Personal computers are absolutely wonderful for keeping our financial household straight. There are many financial software applications available for keeping our checkbooks balanced. (And by the way, if you’re NOT using a PC and some form of personal accounting software, you are really missing out on a terrific tool!)
Over the years, I’ve used the two main personal financial software powerhouses on the market, Quicken and MSMoney. Both are fine personal financial software programs, and quite easy to set up and use.
But they come with an initial cost. Anywhere from $50.00 on up. MSMoney is about the same price. However, Microsoft has discontinued this software title. So, you may be able to pick up a used copy for a few dollars less. In fact, I’ve seen Microsoft Money 2004 Standard on Amazon.com for as little $19.00.

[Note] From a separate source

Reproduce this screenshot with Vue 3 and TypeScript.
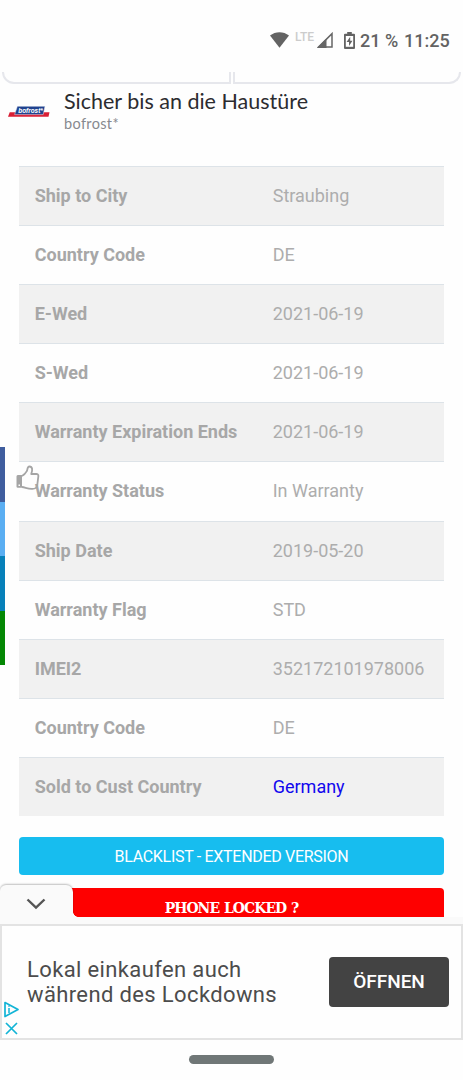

Or, you can make the switch to Linux and install a FREE personal financial software application.
It’s called KMyMoney and it has all the power and features you’ll ever need to keep your finances in order.
- Easy to use and set up
- Manages as many accounts as you want
- Offers Online banking
- Offers data encryption for extra security
I’ve been using MSMoney for years. It’s done a very good job. But, since moving to Linux, I’ve been looking for a totally Linux solution to my personal finance needs.
Since Microsoft made the decision last year to discontinue MSMoney, it was clear that it was time to make the move.
I suggest that when you do move to KMyMoney, make a clean start. Even though MSMoney and Quicken give you tools to export your financial data into a QIF, the file sometimes doesn’t translate over as reliably as we’d like. I took this piece of advice from Scott Carpenter on his blog called “Moving to Freedom.”
So, I started from zero, so to speak. I made note of my ending bank balances, entered these and a few other transactions to get things caught up, and then started using KMyMoney. I also continued to use MSMoney just to make sure things were working out and being recorded correctly in KMyMoney.
Well, it appears to have worked and I’m now ready to cut the strings on MSMoney and use KMyMoney exclusively. I will, however, need to keep my MSMoney data file for archival purposes.
If you want more information regarding the features of KMyMoney, I highly recommend Scott Carpenter’s blog post. He gives a very thorough review of KMyMoney.
His review, along with Microsoft’s abandonment of MSMoney, convinced me to give KMyMoney a try. I hope it convinces you, as well.